The CnG splits into Republican CnG and Provisional CnG factions; eventually both fade into virtual nonexistence.  A group calling itself by the old name Fenian Brotherhood later organizes hoping to replace the two dying organizations, but its efforts never amount to much.

Dissident loyalists opposed to the GFA from the Orange Volunteers.  Members are believed to come from UDA, LVF, and the Orange Order.

Formation in America of the Irish Freedom Committee (IFC), based on the former Chicago camp of NIFC, to support the 32CSM. 

A bombing carried out by RIRA in Omagh, Co. Tyrone, kills 29, including one woman pregnant with twins, and injures 220.

2000 – The UIM (1988) dissolves, with most members joining David Kerr's new Ulster Third Way (U3W), publisher of Ulster Nation.  U3W, loosely affiliated with the neo-Confederate movement League of the South in the U.S., dissolves in 2005.

2001 – The RUC is incorporated into the Police Service of Northern Ireland (PSNI). 

The magazine The Blanket is founded in Belfast to provide alternative views from across the political spectrum to not only events in the Northeast and the rest of Ireland, but in the rest of the world as well.  It is published in print and online.

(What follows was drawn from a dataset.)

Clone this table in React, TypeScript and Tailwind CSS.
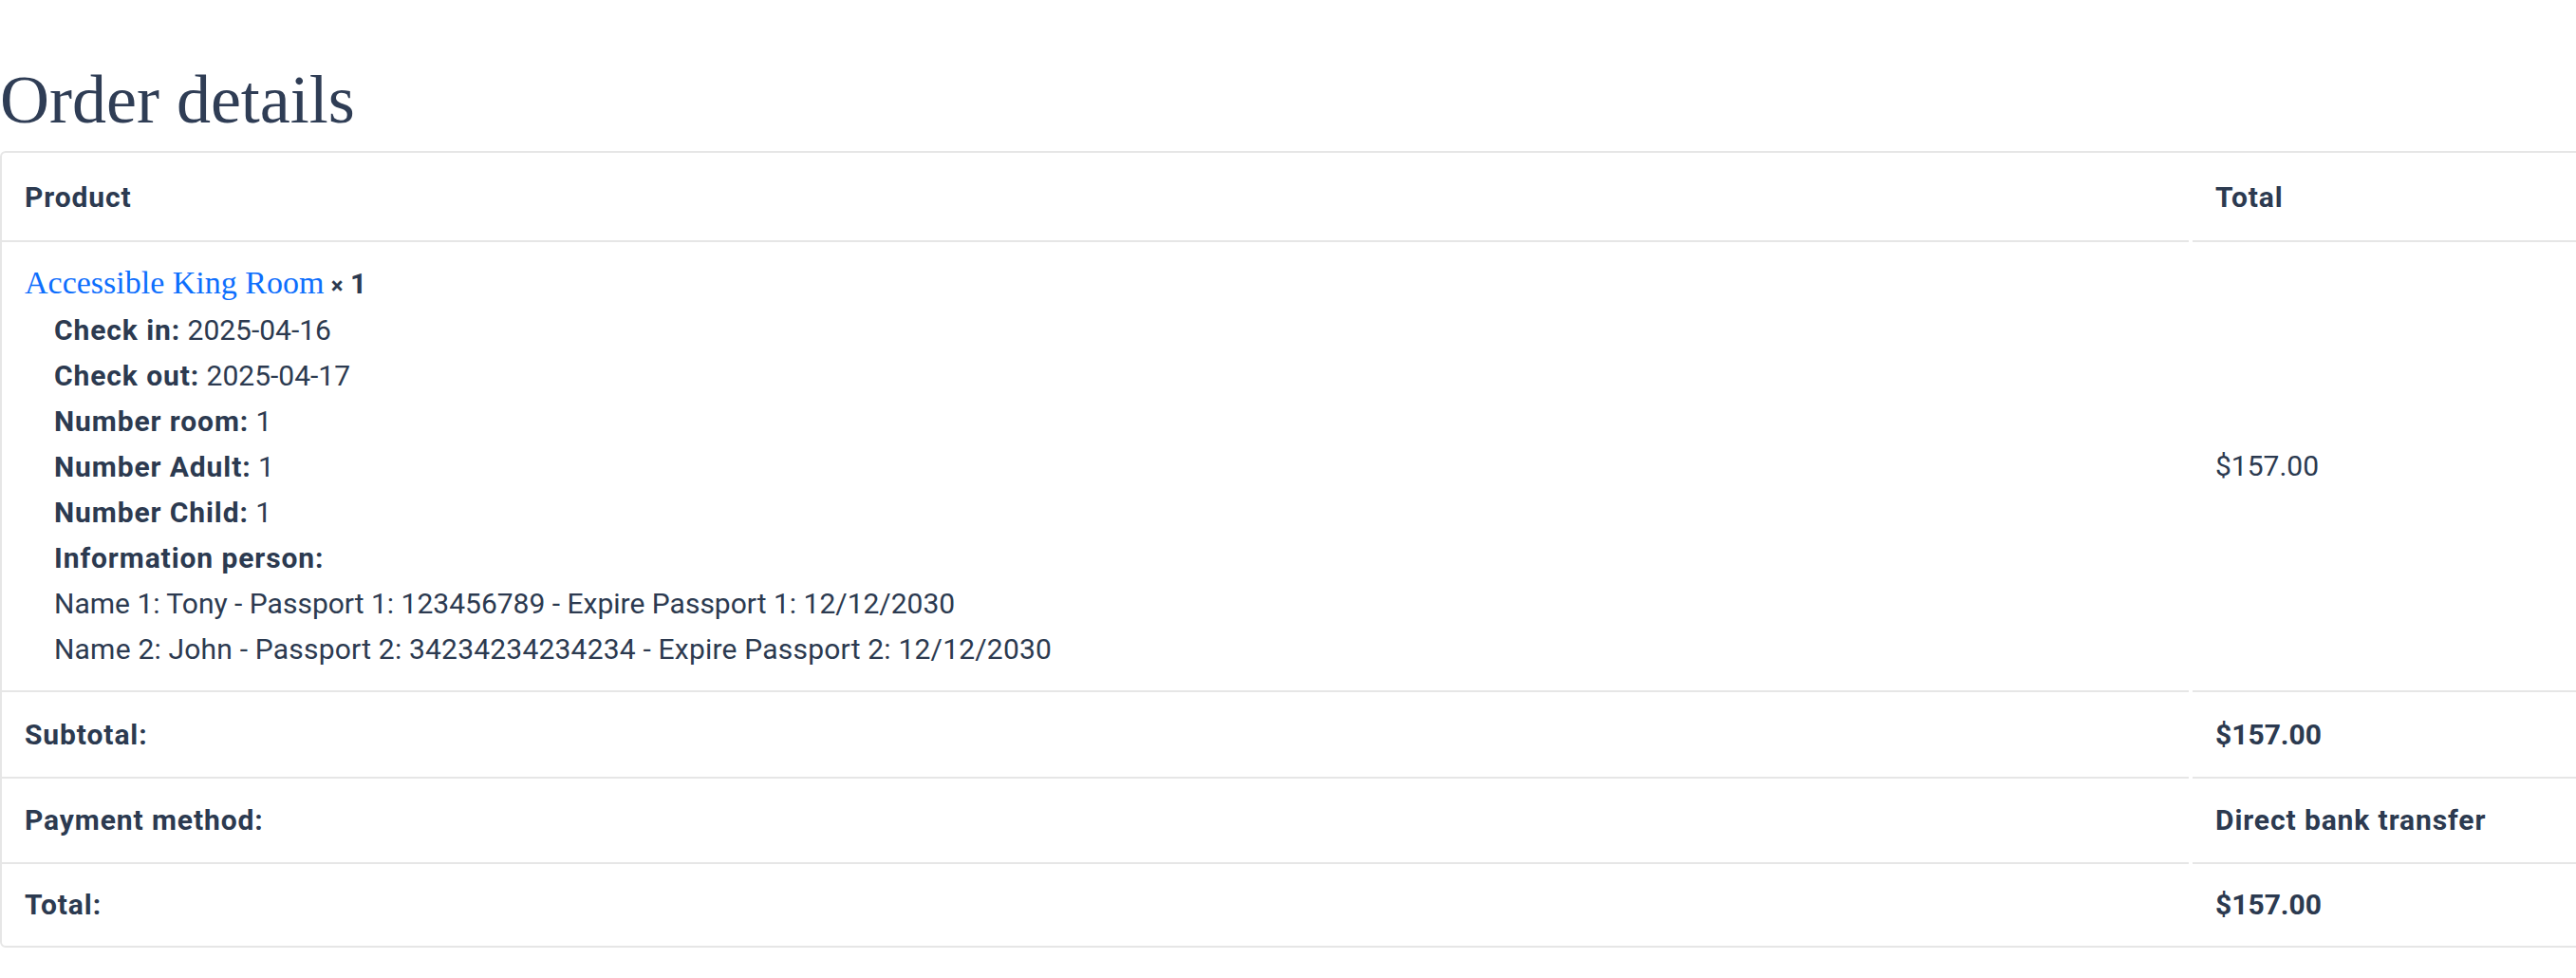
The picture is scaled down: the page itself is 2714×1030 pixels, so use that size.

The UDP dissolves near the end of the year.

2002 – At the beginning of the year, the Ulster Political Research Group (UPRG) is organized to replace the UDP.

32CSM/RIRA dissidents, including Michael McKevitt and Bernadette Sands-McKevitt, renounce violence and along with others form the New Republican Forum.

2005 – Former members of the CIRA form the Oglaigh Na hEireann (Continuity ONH or ONH1), but it disappears by 2009.

The PIRA disarms.

Disaffected republicans in the Belfast area. mostly ex-Provos, form the paramilitary Saoirse na hÉireann (SNH).

2006 – Dissidents from PIRA, INLA, and CIRA form the Irish Republican Liberation Army and the Continuity Liberation Movement.  

Dissidents from PIRA form an Independent Republican Unit, modelled on the one from South Derry in the early days of the Troubles.

Republican socialist dissidents from Sinn Fein form “eirigi”.

The Republican Defense Army (RDA) breaks away from PIRA.

2007 – A group calling itself the Real Ulster Freedom Fighters appears.

The UDA/UFF and the UVF both announce the demilitarization of their respective groups.  The UDA's East Antrim Brigade breaks away from its parent unit, but continues to use the name UDA in its title.

The Republican Network for Unity (RNU) forms to oppose the PRM’s support for the PSNI.

The Republican Defense Association forms from volunteers expelled from the 2006 RDA.

The (new) Irish Republican Brotherhood forms in Dublin.

2008 – The Republican Defense Association and Republican Defense Army are formed in Northeast Ulster.  The Blanket ceases publication.

The Republican Action Against Drugs (RAAD) forms in Derry from former PIRA volunteers.

Saor Uladh forms in West Belfast and North Armagh.

The print and online magazine The Blanket is replaced by The Pensive Quill.

2009 – The Irish National Liberation Army disarms.

The UVF announce they have destroyed  their entire armament while the RHC and UDA announce they have destroyed a large part of their arsenals and will continue until they are all gone.

A split in the RIRA leads to the formation of Oglaigh na hEireann (Real ONH or ONH2), a name available since ONH1 has by this time ceased to exist.

The 1916 Societies begin to form around the slogan, "One Ireland, One Vote".

The Real Continuity IRA (RCIRA) breaks away from CIRA and allies with RSF.

The 1916 Societies form to push for Irish Unity as outlined in the Proclamation of 1916.

2010 – The Official IRA decommissions its arms.

2011 – The PIRA dissolves.

The Occupy movement begins at Liberty Square in Manhattan, then spreads world-wide, including Dublin, Belfast, Galway, Cork, Letterkenney, Limerick, and Waterford.

2012 – The RIRA, RAAD, and disaffected former Provos in East Tyrone come together in summer as the New Irish Republican Army (New IRA or NIRA).

2014 – Gerry Adams, current leader of Sinn Fein, former COS of PIRA, former commander of PIRA’s Northern Command, and former leader of the Belfast Brigade’s security unit, is arrested in connection with the murder of Jean McConville, a widowed mother of ten killed in 1972, a few days after the arrest of Ivor Bell, OC of the Belfast Brigade at the time of the murder.  He is subsequently released.

2015 - The IRSP publishes a paper from an internal discussion declaring that the CIRA, RIRA, and ONH should end their armed struggle.

Action Against Drugs, made up of former Provos, announces its presence with the assassination of former Provo and ex-DAAD member Kevin McGuigan and formally in the Irish News.

A series of unfortunate events forces the PSNI to admit that not only does the PIRA still exist, but that it is still armed.

2016 - The political party Saoradh, supported by the New IRA, is established.

2018 - The ONH (Real ONH or ONH2) announces an end to its armed campaign.